DATA PROVIDED

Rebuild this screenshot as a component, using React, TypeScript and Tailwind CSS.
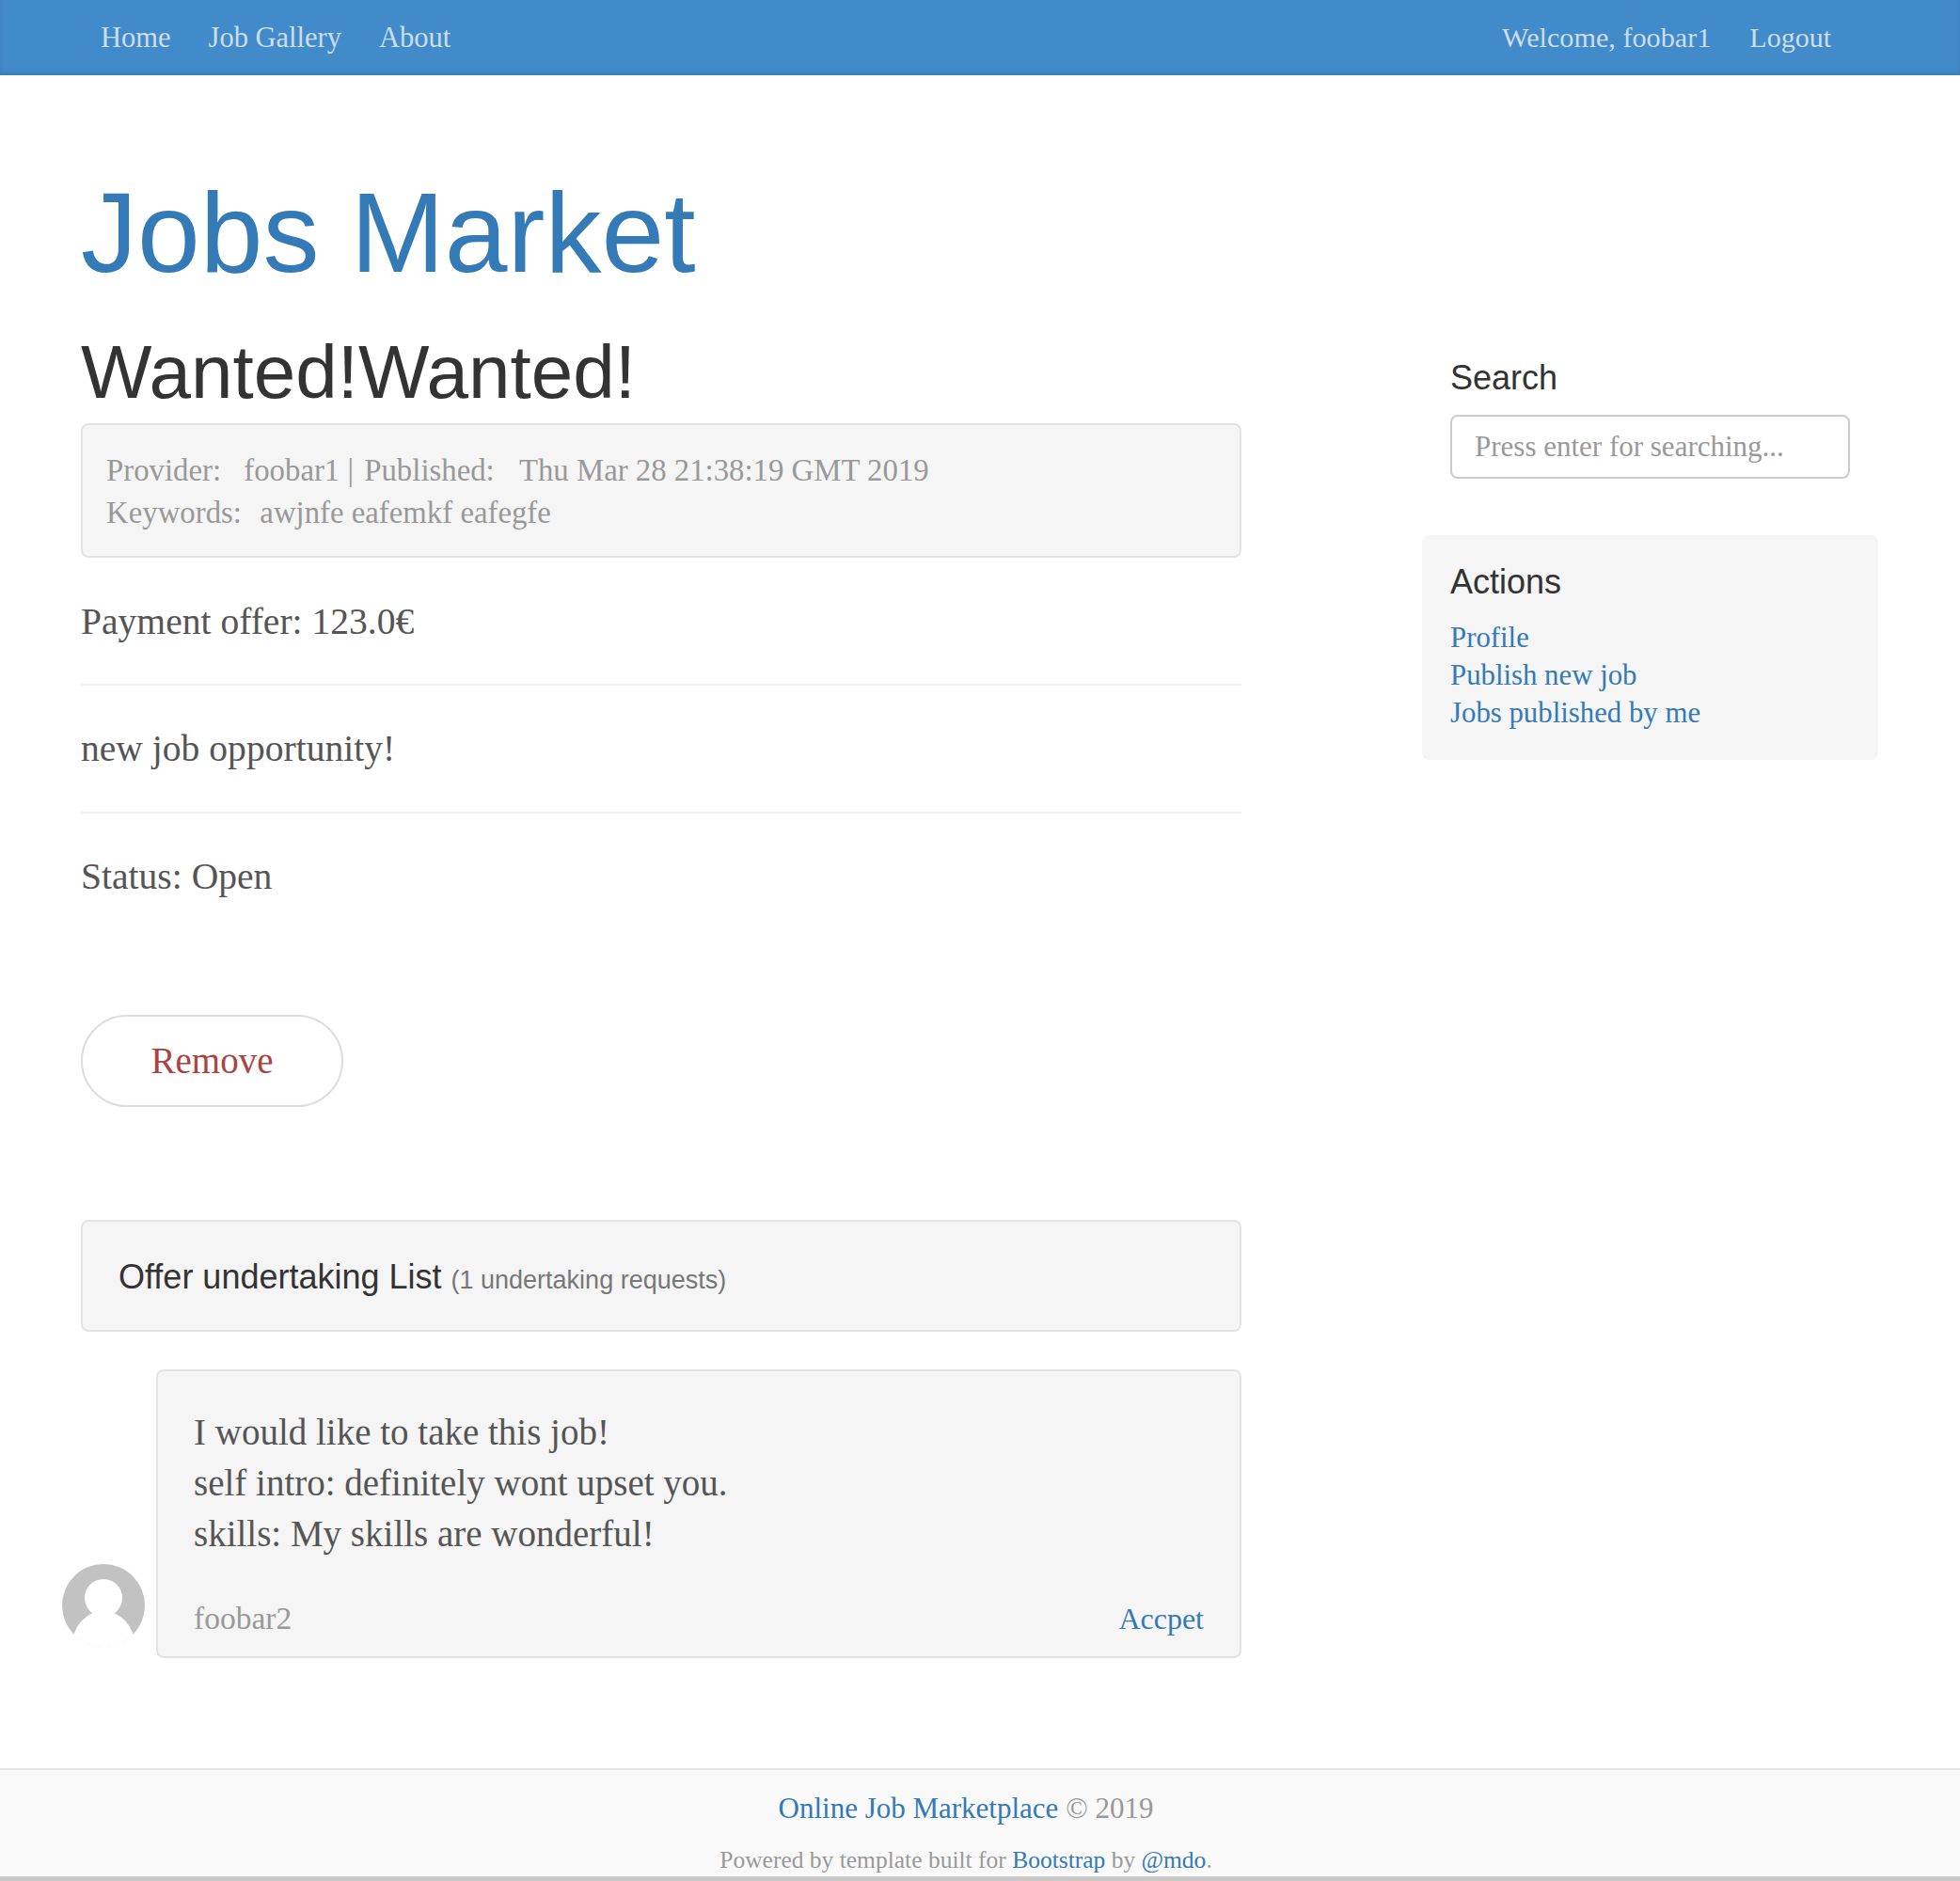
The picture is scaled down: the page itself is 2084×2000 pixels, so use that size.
import React from "react";

const serif = "font-['Liberation_Serif',serif]";
const sans = "font-['Liberation_Sans',sans-serif]";

function Avatar() {
  return (
    <svg viewBox="0 0 88 88" className="w-[88px] h-[88px] shrink-0 block">
      <defs>
        <clipPath id="a"><circle cx="44" cy="44" r="44" /></clipPath>
      </defs>
      <circle cx="44" cy="44" r="44" fill="#c2c2c2" />
      <g clipPath="url(#a)" fill="#ffffff">
        <circle cx="44" cy="36" r="20" />
        <ellipse cx="44" cy="86" rx="33" ry="36" />
        <rect x="0" y="74" width="88" height="14" />
      </g>
    </svg>
  );
}

export default function App() {
  return (
    <div className={`${serif} relative h-[2000px] bg-white text-[#555] overflow-hidden flex flex-col`}>
      <nav className="h-[80px] bg-[#428bca] shadow-[inset_0_-3px_5px_rgba(0,0,0,0.1)] flex items-center pl-[107px] pr-[137px] pb-[1px] text-[30.5px] leading-[40px] text-[#cdddeb] shrink-0">
        <a className="mr-[40px]">Home</a>
        <a className="mr-[40px]">Job Gallery</a>
        <a>About</a>
        <a className="ml-auto mr-[41px] text-[30.2px]">Welcome, foobar1</a>
        <a className="text-[30px]">Logout</a>
      </nav>

      <div className="flex-1 flex pl-[86px]">
        <main className="w-[1234px] shrink-0">
          <h1 className={`${sans} text-[120px] leading-[132px] text-[#337ab7] mt-[101px]`}>Jobs Market</h1>
          <h2 className={`${sans} text-[80px] leading-[88px] text-[#333] mt-[39px]`}>Wanted!Wanted!</h2>
          <div className="mt-[10px] h-[143px] border-2 border-[#e3e3e3] rounded-[8px] bg-[#f5f5f5] px-[25px] pt-[26px] text-[32.8px] leading-[45px] text-[#999]">
            <div>
              Provider:&nbsp;<span className="ml-[16px]">foobar1</span> | <span className="ml-[3px]">Published:</span>&nbsp;<span className="ml-[18px]">Thu Mar 28 21:38:19 GMT 2019</span>
            </div>
            <div>Keywords:&nbsp; <span className="ml-[3px]">awjnfe eafemkf eafegfe</span></div>
          </div>
          <p className="text-[39.6px] leading-[50px] mt-[43px]">Payment offer: 123.0€</p>
          <hr className="border-0 border-t-2 border-[#eee] mt-[41px]" />
          <p className="text-[39.6px] leading-[50px] mt-[42px]">new job opportunity!</p>
          <hr className="border-0 border-t-2 border-[#eee] mt-[42px]" />
          <p className="text-[39.6px] leading-[50px] mt-[42px]">Status: Open</p>
          <button className="block w-[279px] h-[98px] mt-[122px] pt-[1px] rounded-full border-2 border-[#ddd] text-[#a94442] text-[39px]">Remove</button>
          <div className={`${sans} mt-[120px] h-[119px] border-2 border-[#e3e3e3] rounded-[8px] bg-[#f5f5f5] pl-[38px] flex items-baseline pt-[32px] text-[36px] text-[#333]`}>
            Offer undertaking List
            <span className="text-[27px] text-[#777] ml-[10px]">(1 undertaking requests)</span>
          </div>
          <div className="relative mt-[40px] ml-[80px] h-[307px] border-2 border-[#e3e3e3] rounded-[8px] bg-[#f5f5f5] px-[38px] pt-[38px] flex flex-col">
            <div className="text-[39px] leading-[54px]">
              <div>I would like to take this job!</div>
              <div>self intro: definitely wont upset you.</div>
              <div>skills: My skills are wonderful!</div>
            </div>
            <div className="mt-[40px] flex justify-between items-baseline leading-[45px]">
              <span className="text-[#999] text-[33.5px]">foobar2</span>
              <a className="text-[#337ab7] text-[32px]">Accpet</a>
            </div>
            <div className="absolute left-[-102px] top-[205px]"><Avatar /></div>
          </div>
        </main>

        <aside className="ml-[192px] w-[485px] shrink-0 pt-[301px]">
          <div className="px-[30px]">
            <h4 className={`${sans} text-[36px] leading-[40px] text-[#333] mt-[1px]`}>Search</h4>
            <input
              placeholder="Press enter for searching..."
              className="mt-[19px] block w-[425px] h-[68px] border-2 border-[#ccc] rounded-[8px] bg-white px-[24px] text-[31px] placeholder:text-[#999] outline-none"
            />
          </div>
          <div className="mt-[60px] h-[239px] rounded-[8px] bg-[#f5f5f5] px-[30px] pt-[30px]">
            <h4 className={`${sans} text-[36px] leading-[40px] text-[#333]`}>Actions</h4>
            <div className="mt-[19px] text-[30.8px] leading-[40px] text-[#337ab7]">
              <div>Profile</div>
              <div>Publish new job</div>
              <div>Jobs published by me</div>
            </div>
          </div>
        </aside>
      </div>

      <footer className="relative h-[120px] shrink-0 bg-[#f9f9f9] border-t-2 border-[#e5e5e5] text-center text-[#999] pt-[21px] pr-[30px]">
        <p className="text-[31px] leading-[40px]"><a className="text-[#337ab7]">Online Job Marketplace</a> © 2019</p>
        <p className="text-[25.5px] leading-[36px] mt-[17px]">Powered by template built for <a className="text-[#337ab7]">Bootstrap</a> by <a className="text-[#337ab7]">@mdo</a>.</p>
        <div className="absolute left-0 right-0 bottom-0 h-[5px] bg-[#c8c8c8]" />
      </footer>
    </div>
  );
}
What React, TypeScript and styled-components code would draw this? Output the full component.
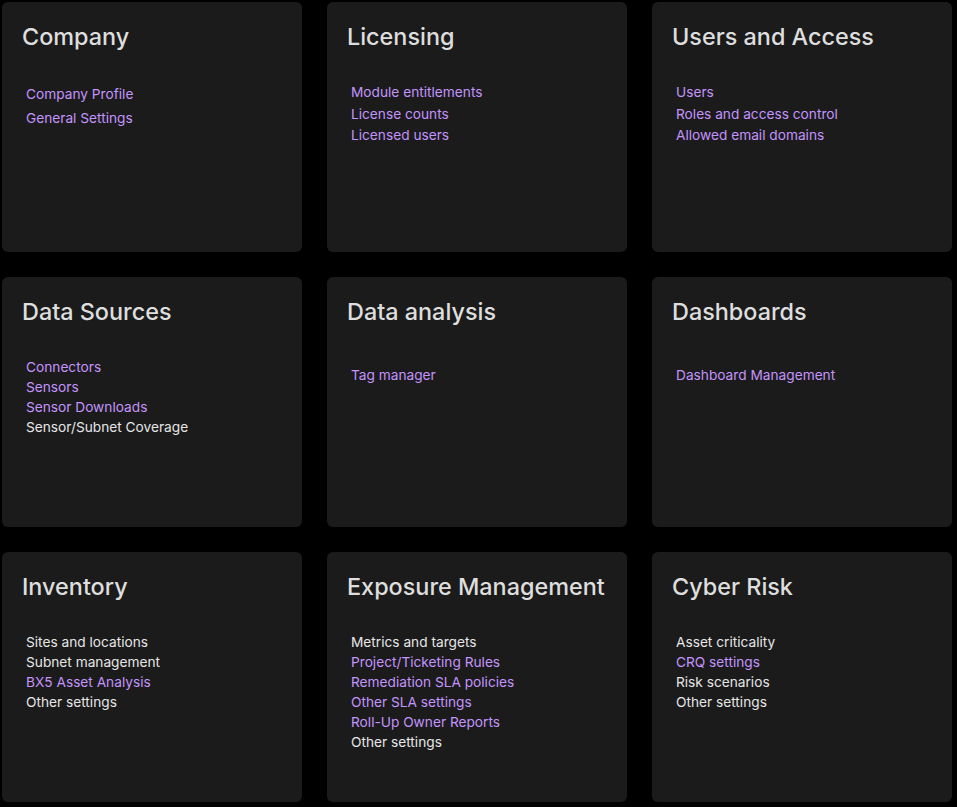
import styled, { createGlobalStyle } from "styled-components";

type Tone = "link" | "plain";
interface IItem {
  label: string;
  tone: Tone;
}
interface ISection {
  title: string;
  items: IItem[];
  lineHeight?: number;
  offset?: number;
}

const link = (label: string): IItem => ({ label, tone: "link" });
const plain = (label: string): IItem => ({ label, tone: "plain" });

const sections: ISection[] = [
  {
    title: "Company",
    items: [link("Company Profile"), link("General Settings")],
    lineHeight: 24,
  },
  {
    title: "Licensing",
    items: [
      link("Module entitlements"),
      link("License counts"),
      link("Licensed users"),
    ],
    lineHeight: 21.5,
  },
  {
    title: "Users and Access",
    items: [
      link("Users"),
      link("Roles and access control"),
      link("Allowed email domains"),
    ],
    lineHeight: 21.5,
  },
  {
    title: "Data Sources",
    items: [
      link("Connectors"),
      link("Sensors"),
      link("Sensor Downloads"),
      plain("Sensor/Subnet Coverage"),
    ],
  },
  { title: "Data analysis", items: [link("Tag manager")], offset: 8 },
  { title: "Dashboards", items: [link("Dashboard Management")], offset: 8 },
  {
    title: "Inventory",
    items: [
      plain("Sites and locations"),
      plain("Subnet management"),
      link("BX5 Asset Analysis"),
      plain("Other settings"),
    ],
  },
  {
    title: "Exposure Management",
    items: [
      plain("Metrics and targets"),
      link("Project/Ticketing Rules"),
      link("Remediation SLA policies"),
      link("Other SLA settings"),
      link("Roll-Up Owner Reports"),
      plain("Other settings"),
    ],
  },
  {
    title: "Cyber Risk",
    items: [
      plain("Asset criticality"),
      link("CRQ settings"),
      plain("Risk scenarios"),
      plain("Other settings"),
    ],
  },
];

const GlobalStyle = createGlobalStyle`
  html, body {
    margin: 0;
    padding: 0;
    background: #000;
  }
  body {
    font-family: Inter, "Noto Sans", "Liberation Sans", sans-serif;
  }
`;

export default function App() {
  return (
    <>
      <GlobalStyle />
      <Grid>
        {sections.map((s) => (
          <Card key={s.title}>
            <Title>{s.title}</Title>
            <List offset={s.offset ?? 0} lineHeight={s.lineHeight ?? 20}>
              {s.items.map((item) => (
                <Item key={item.label} tone={item.tone}>
                  {item.label}
                </Item>
              ))}
            </List>
          </Card>
        ))}
      </Grid>
    </>
  );
}

const Grid = styled.div`
  display: grid;
  grid-template-columns: repeat(3, 300px);
  grid-auto-rows: 250px;
  gap: 25px;
  padding: 2px;
  background: #000;
  min-height: 807px;
  box-sizing: border-box;
`;

const Card = styled.div`
  display: flex;
  flex-direction: column;
  background-color: #1b1b1b;
  border-radius: 6px;
  padding: 20px 20px;
`;

const Title = styled.h2`
  margin: 0;
  font-size: 23.4px;
  line-height: 30px;
  font-weight: 500;
  color: #dedede;
  letter-spacing: 0;
`;

const List = styled.div<{ offset: number; lineHeight: number }>`
  display: flex;
  flex-direction: column;
  margin-top: ${(p) => 30 + p.offset}px;
  padding-left: 4px;
  line-height: ${(p) => p.lineHeight}px;
`;

const Item = styled.a<{ tone: Tone }>`
  font-size: 13.7px;
  color: ${(p) => (p.tone === "link" ? "#c394fb" : "#e6e6e6")};
  cursor: pointer;
  width: fit-content;
`;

REQUIREMENT
Find the lines holding "TypeScript" and list every one.

RESULT OF THIS TASK
Rebuild this screenshot as a component, using React, TypeScript and Tailwind CSS.
What React, TypeScript and styled-components code would draw this? Output the full component.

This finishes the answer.